Dealer's wife: Sell house to pay fees



The couple needs permission before selling any asset worth more than $5,000.
COLUMBUS (AP) -- The wife of an indicted coin dealer at the center of a state investment scandal has put the couple's Florida home up for sale and wants to use the proceeds to finance his defense.
The oceanfront home in the Florida Keys, bought in the name of Tom Noe's wife, Bernadette, for $1.85 million in 2003, was listed for sale recently for $5 million, records show.
Tom Noe is charged with stealing at least $1 million from a $50 million investment in rare coins he managed for the state insurance fund for injured workers. He has pleaded innocent, and a trial is scheduled to begin in August.
Ohio Auditor Betty Montgomery said last month that the state is owed $13.5 million from the investment in rare coins that Noe reportedly funneled into his own businesses.
Petro's stance
Attorney General Jim Petro wants the proceeds of any sale held because state money may have been used. A court agreement requires the couple to get permission before selling any asset of more than $5,000.
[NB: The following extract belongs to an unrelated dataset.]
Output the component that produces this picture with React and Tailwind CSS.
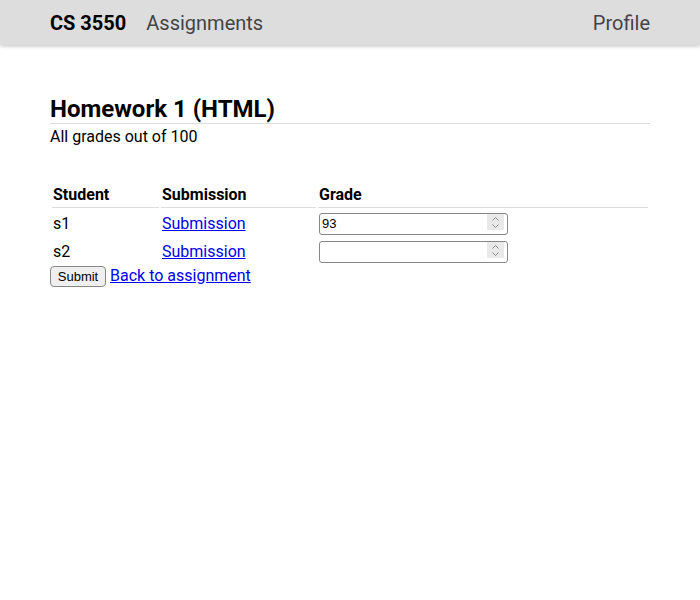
import React from 'react';

const rows = [
  { student: 's1', grade: '93' },
  { student: 's2', grade: '' },
];

function Spinner() {
  return (
    <div className="absolute right-[4px] top-[3px] w-[17px] h-[16px] bg-[#e9e9e9] flex flex-col items-center justify-center pointer-events-none">
      <svg width="9" height="13" viewBox="0 0 9 13" fill="none" stroke="#8a8a8a" strokeWidth="1">
        <path d="M1.5 4.5 L4.5 1.5 L7.5 4.5" />
        <path d="M1.5 8.5 L4.5 11.5 L7.5 8.5" />
      </svg>
    </div>
  );
}

export default function App() {
  return (
    <div className="min-h-[600px] bg-white text-black font-['Roboto',sans-serif]">
      <header className="h-[45px] bg-[#dddddd] shadow-[0_1px_4px_rgba(0,0,0,0.25)] flex items-center px-[50px] text-[20px]">
        <span className="font-bold text-black">CS 3550</span>
        <a href="#" className="ml-5 text-[#444]">Assignments</a>
        <a href="#" className="ml-auto text-[#444]">Profile</a>
      </header>

      <main className="px-[50px] pt-[51px]">
        <h1 className="text-[24px] font-bold leading-[27px] border-b border-[#dddddd]">Homework 1 (HTML)</h1>
        <p className="mt-[1px] text-[16px] leading-6">All grades out of 100</p>

        <form className="mt-[32px]">
          <table className="w-full border-separate border-spacing-[2px] text-[16px]">
            <thead>
              <tr>
                <th className="text-left font-bold px-[1px] pb-0 leading-6 border-b border-[#dddddd] w-[107px]">Student</th>
                <th className="text-left font-bold px-[1px] pb-0 leading-6 border-b border-[#dddddd] w-[155px]">Submission</th>
                <th className="text-left font-bold px-[1px] pb-0 leading-6 border-b border-[#dddddd]">Grade</th>
              </tr>
            </thead>
            <tbody>
              {rows.map((r) => (
                <tr key={r.student}>
                  <td className="px-[1px] pt-[2px] pb-0 leading-6 align-middle">{r.student}</td>
                  <td className="px-[1px] pt-[2px] pb-0 leading-6 align-middle">
                    <a href="#" className="text-[#0000ee] underline">Submission</a>
                  </td>
                  <td className="px-[1px] pt-0 pb-[2px] align-middle">
                    <div className="relative w-[189px] h-[22px]">
                      <input
                        type="number"
                        defaultValue={r.grade}
                        className="w-[189px] h-[22px] border border-[#888] rounded-[3px] px-[2px] text-[13px] font-['Liberation_Sans',sans-serif] bg-white [appearance:textfield] [&::-webkit-inner-spin-button]:appearance-none"
                      />
                      <Spinner />
                    </div>
                  </td>
                </tr>
              ))}
            </tbody>
          </table>
          <div className="-mt-[2px] flex items-center gap-1 text-[16px]">
            <button type="button" className="w-[56px] h-[21px] bg-[#efefef] border border-[#888] rounded-[4px] text-[13px] font-['Liberation_Sans',sans-serif]">Submit</button>
            <a href="#" className="text-[#0000ee] underline">Back to assignment</a>
          </div>
        </form>
      </main>
    </div>
  );
}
Charles Ticknor III, Bernadette Noe's attorney, said without the money, taxpayers would have to pay for her husband's lawyers.
"If the attorney general is so determined to get publicity that he wants to start beating up on an innocent wife and children, then I am anxious for the fight," he said.
The audit of the coin funds found more than $400,000 in state money used to pay builders and home-appliance vendors for homes in Florida and Ohio.
Ticknor estimated that about $150,000 of the payments in the audit were for the current or former homes in Florida. He said Noe's wife is willing to set aside that much as long as she can use the other sale proceeds.